Stated exercise: Below are some records. Say how many of their lines include the string "this", giving only the number.
[Start of Entries]
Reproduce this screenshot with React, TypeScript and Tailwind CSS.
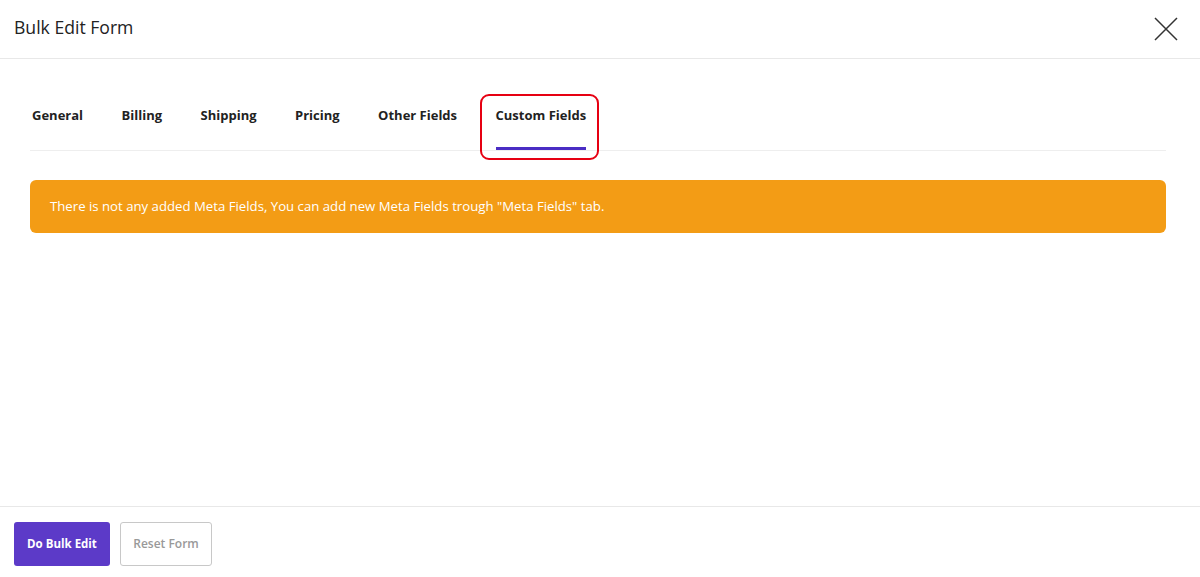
const tabs = ["General", "Billing", "Shipping", "Pricing", "Other Fields", "Custom Fields"];

export default function App() {
  const active = "Custom Fields";

  return (
    <div className="flex h-[577px] w-[1200px] flex-col bg-white font-['Open_Sans',sans-serif] text-[#222]">
      <header className="flex h-[59px] shrink-0 items-center justify-between border-b border-[#e8e8e8] pl-[14px] pr-[22px]">
        <h1 className="-mt-[4px] text-[17.6px] text-[#222]">Bulk Edit Form</h1>
        <button type="button" className="text-[#333]" aria-label="Close">
          <svg width="24" height="24" viewBox="0 0 24 24" fill="none" stroke="currentColor" strokeWidth="1.5">
            <path d="M1 1l22 22M23 1L1 23" />
          </svg>
        </button>
      </header>

      <main className="flex-1 pl-[30px] pr-[34px]">
        <nav className="mt-[36px] flex gap-[34.5px] border-b border-[#eeeeee]">
          {tabs.map((tab) => (
            <div key={tab} className="relative px-[2px]">
              <span className="block h-[52px] pt-[11px] text-[13px] font-bold leading-[18px] text-[#222]">
                {tab}
              </span>
              {tab === active ? (
                <>
                  <div className="h-[3px] bg-[#4a2dc4]" />
                  <div className="absolute -left-[14px] -right-[11px] -top-[1px] -bottom-[10px] rounded-[9px] border-2 border-[#e60012]" />
                </>
              ) : (
                <div className="h-[3px]" />
              )}
            </div>
          ))}
        </nav>

        <div className="mt-[29px] flex h-[53px] items-center rounded-[6px] bg-[#f39c15] px-[20px] text-[13.2px] text-white">
          There is not any added Meta Fields, You can add new Meta Fields trough "Meta Fields" tab.
        </div>
      </main>

      <footer className="flex h-[71px] shrink-0 items-start gap-[10px] border-t border-[#e8e8e8] pl-[14px] pt-[15px]">
        <button
          type="button"
          className="h-[44px] w-[96px] rounded-[3px] bg-[#5c3ac8] text-[11.5px] font-bold text-white"
        >
          Do Bulk Edit
        </button>
        <button
          type="button"
          className="h-[44px] w-[92px] rounded-[3px] border border-[#c8c8c8] bg-white text-[12px] font-semibold text-[#999]"
        >
          Reset Form
        </button>
      </footer>
    </div>
  );
}
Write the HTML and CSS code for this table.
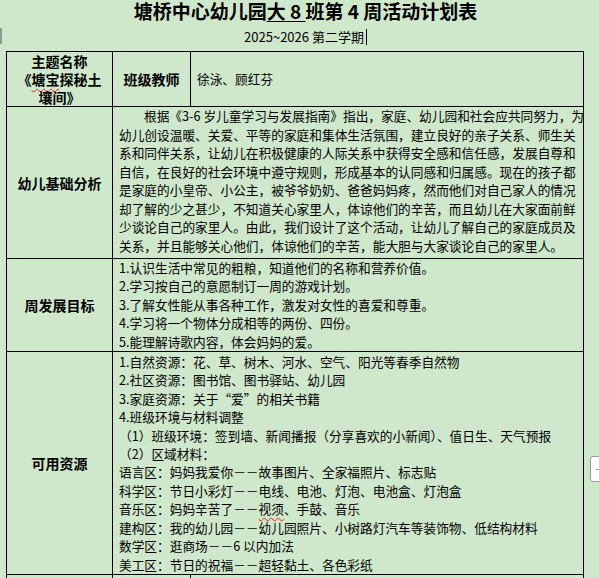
FILE: index.html
```html
<!DOCTYPE html>
<html lang="zh-CN">
<head>
<meta charset="utf-8">
<title>塘桥中心幼儿园大8班第4周活动计划表</title>
<link rel="stylesheet" href="styles.css">
</head>
<body>
<div class="page">
  <span class="edge-mark"></span>
  <header class="head">
    <h1 class="title">塘桥中心幼儿园<u>大 8 </u>班第 4 周活动计划表</h1>
    <div class="sub">2025~2026 第二学期<span class="caret"></span></div>
  </header>
  <table class="plan">
    <colgroup>
      <col class="c1"><col class="c2"><col class="c3">
    </colgroup>
    <tr class="r1">
      <td class="label">主题名称<br>《<span class="spell">塘宝</span>探秘土<br>壤间》</td>
      <td class="label">班级教师</td>
      <td class="plain">徐泳、顾红芬</td>
    </tr>
    <tr class="r2">
      <td class="label">幼儿基础分析</td>
      <td class="para" colspan="2">
        <div class="ln indent">根据《3-6 岁儿童学习与发展指南》指出，家庭、幼儿园和社会应共同努力，为</div>
        <div class="ln">幼儿创设温暖、关爱、平等的家庭和集体生活氛围，建立良好的亲子关系、师生关</div>
        <div class="ln">系和同伴关系，让幼儿在积极健康的人际关系中获得安全感和信任感，发展自尊和</div>
        <div class="ln">自信，在良好的社会环境中遵守规则，形成基本的认同感和归属感。现在的孩子都</div>
        <div class="ln">是家庭的小皇帝、小公主，被爷爷奶奶、爸爸妈妈疼，然而他们对自己家人的情况</div>
        <div class="ln">却了解的少之甚少，不知道关心家里人，体谅他们的辛苦，而且幼儿在大家面前鲜</div>
        <div class="ln">少谈论自己的家里人。由此，我们设计了这个活动，让幼儿了解自己的家庭成员及</div>
        <div class="ln">关系，并且能够关心他们，体谅他们的辛苦，能大胆与大家谈论自己的家里人。</div>
      </td>
    </tr>
    <tr class="r3">
      <td class="label">周发展目标</td>
      <td class="list" colspan="2">
        <div class="ln">1.认识生活中常见的粗粮，知道他们的名称和营养价值。</div>
        <div class="ln">2.学习按自己的意愿制订一周的游戏计划。</div>
        <div class="ln">3.了解女性能从事各种工作，激发对女性的喜爱和尊重。</div>
        <div class="ln">4.学习将一个物体分成相等的两份、四份。</div>
        <div class="ln">5.能理解诗歌内容，体会妈妈的爱。</div>
      </td>
    </tr>
    <tr class="r4">
      <td class="label">可用资源</td>
      <td class="list res" colspan="2">
        <div class="ln">1.自然资源：花、草、树木、河水、空气、阳光等春季自然物</div>
        <div class="ln">2.社区资源：图书馆、图书驿站、幼儿园</div>
        <div class="ln">3.家庭资源：关于“爱”的相关书籍</div>
        <div class="ln">4.班级环境与材料调整</div>
        <div class="ln">（1）班级环境：签到墙、新闻播报（分享喜欢的小新闻）、值日生、天气预报</div>
        <div class="ln">（2）区域材料：</div>
        <div class="ln">语言区：妈妈我爱你－－故事图片、全家福照片、标志贴</div>
        <div class="ln">科学区：节日小彩灯－－电线、电池、灯泡、电池盒、灯泡盒</div>
        <div class="ln">音乐区：妈妈辛苦了－－<span class="spell">视须</span>、手鼓、音乐</div>
        <div class="ln">建构区：我的幼儿园－－幼儿园照片、小树路灯汽车等装饰物、低结构材料</div>
        <div class="ln">数学区：逛商场－－6 以内加法</div>
        <div class="ln">美工区：节日的祝福－－超轻黏土、各色彩纸</div>
      </td>
    </tr>
    <tr class="r5">
      <td></td><td></td><td></td>
    </tr>
  </table>
  <div class="side-tab"><span></span></div>
</div>
</body>
</html>
```

FILE: styles.css
```css
html, body {
  margin: 0;
  padding: 0;
}
body {
  background: #cfe7cb;
  color: #000;
  font-family: "Noto Sans CJK SC", "Noto Sans", sans-serif;
}
.page {
  position: relative;
  width: 599px;
  height: 578px;
  overflow: hidden;
}
.edge-mark {
  position: absolute;
  left: 0;
  top: 28px;
  width: 2px;
  height: 16px;
  background: #8f9a8d;
}
.head {
  padding-left: 12px;
  text-align: center;
}
.title {
  margin: 0;
  padding-top: 1px;
  font-size: 19px;
  font-weight: 700;
  line-height: 20px;
}
.title u {
  text-decoration: underline;
  text-decoration-thickness: 1px;
  text-underline-offset: 2px;
}
.sub {
  margin-top: 7px;
  font-size: 13px;
  line-height: 18px;
}
.caret {
  display: inline-block;
  width: 1px;
  height: 16px;
  margin-left: 2px;
  background: #000;
  vertical-align: -3px;
}
.plan {
  margin: 5px 0 0 6px;
  border-collapse: collapse;
  table-layout: fixed;
  width: 577px;
}
.c1 { width: 106px; }
.c2 { width: 78px; }
.c3 { width: 393px; }
.plan td {
  border: 1px solid #000;
  padding: 0 6px;
  font-size: 12.7px;
  line-height: 18.4px;
  vertical-align: top;
  overflow: hidden;
}
.r1 { height: 55px; }
.r2 { height: 152px; }
.r3 { height: 93px; }
.r4 { height: 223px; }
.r5 { height: 30px; }
.plan td.label {
  padding: 0 2px;
  font-size: 14px;
  font-weight: 700;
  line-height: 18px;
  text-align: center;
  vertical-align: middle;
}
.plan td.plain {
  vertical-align: middle;
}
.plan td.para {
  padding-top: 0;
  line-height: 18.5px;
}
.plan td.res {
  padding-top: 1px;
}
.ln {
  white-space: nowrap;
}
.indent {
  text-indent: 25px;
}
.spell {
  text-decoration: underline wavy #e02020;
  text-decoration-thickness: 1px;
  text-underline-offset: 3px;
}
.side-tab {
  position: absolute;
  left: 590px;
  top: 456px;
  width: 20px;
  height: 26px;
  background: #fff;
  border: 1px solid #9a9a9a;
  border-radius: 3px;
  box-sizing: border-box;
}
.side-tab span {
  position: absolute;
  left: 5px;
  top: 12px;
  width: 4px;
  height: 1px;
  background: #8a8a8a;
}
```
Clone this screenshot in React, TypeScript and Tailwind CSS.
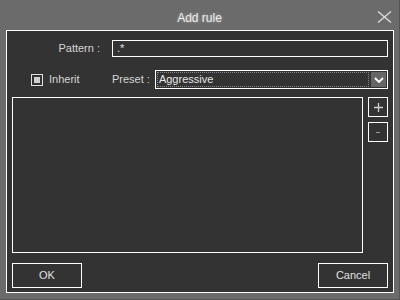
export default function App() {
  return (
    <div
      className="w-[400px] h-[300px] bg-[#6b6b6b] flex flex-col border-r border-b border-[#555555] text-[11px] text-[#d6d6d6]"
      style={{ fontFamily: '"Liberation Sans", Arial, sans-serif' }}
    >
      <div className="h-[30px] shrink-0 relative flex items-center justify-center pt-[5px]">
        <span className="text-[12px] text-[#ececec] [text-shadow:0_0_3px_rgba(255,255,255,0.45)]">Add rule</span>
        <svg className="absolute left-[377px] top-[11px]" width="15" height="12" viewBox="0 0 15 12">
          <path d="M1 0.5 L14 11.5 M14 0.5 L1 11.5" stroke="#d9d9d9" strokeWidth="1.4" fill="none" />
        </svg>
      </div>
      <div className="ml-[6px] mr-[5px] mb-[6px] flex-1 border border-white bg-[#333333] px-[5px] pt-[9px] pb-[4px] flex flex-col">
        <div className="flex items-center h-[17px]">
          <div className="w-[89px] text-right pr-[1px]">Pattern :</div>
          <div className="ml-[11px] flex-1 h-[17px] border border-white bg-[#333333] flex items-center pl-[4px] text-[#e0e0e0]">.*</div>
        </div>
        <div className="flex items-center h-[19px] mt-[13px]">
          <div className="w-[100px] flex items-center pl-[19px]">
            <div className="w-[12px] h-[12px] border border-[#e0e0e0] flex items-center justify-center">
              <div className="w-[6px] h-[6px] bg-[#cfcfcf]" />
            </div>
            <span className="ml-[6px]">Inherit</span>
          </div>
          <span>Preset :</span>
          <div className="ml-[5px] flex-1 h-[19px] border border-white bg-[#333333] flex items-center p-[1px]">
            <div className="flex-1 h-[15px] border border-dotted border-[#888888] flex items-center pl-[1px] text-[#e8e8e8]">Aggressive</div>
            <div className="ml-[2px] w-[15px] h-[15px] bg-[#666666] flex items-center justify-center">
              <svg width="10" height="6" viewBox="0 0 10 6">
                <path d="M1 1 L5 5 L9 1" stroke="#ffffff" strokeWidth="1.8" fill="none" />
              </svg>
            </div>
          </div>
        </div>
        <div className="flex mt-[8px] h-[156px]">
          <div className="flex-1 border border-white bg-[#333333]" />
          <div className="ml-[5px] flex flex-col gap-[5px]">
            <div className="w-[20px] h-[20px] border border-white flex items-center justify-center">
              <svg width="9" height="9" viewBox="0 0 9 9">
                <path d="M4.5 0 V9 M0 4.5 H9" stroke="#d0d0d0" strokeWidth="1.3" />
              </svg>
            </div>
            <div className="w-[20px] h-[20px] border border-white flex items-center justify-center">
              <div className="w-[4px] h-[1px] bg-[#999999]" />
            </div>
          </div>
        </div>
        <div className="flex justify-between mt-[10px]">
          <div className="w-[70px] h-[25px] border border-white flex items-center justify-center text-[#e0e0e0]">OK</div>
          <div className="w-[70px] h-[25px] border border-white flex items-center justify-center text-[#e0e0e0]">Cancel</div>
        </div>
      </div>
    </div>
  );
}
[End of Entries]
Solved problem: 3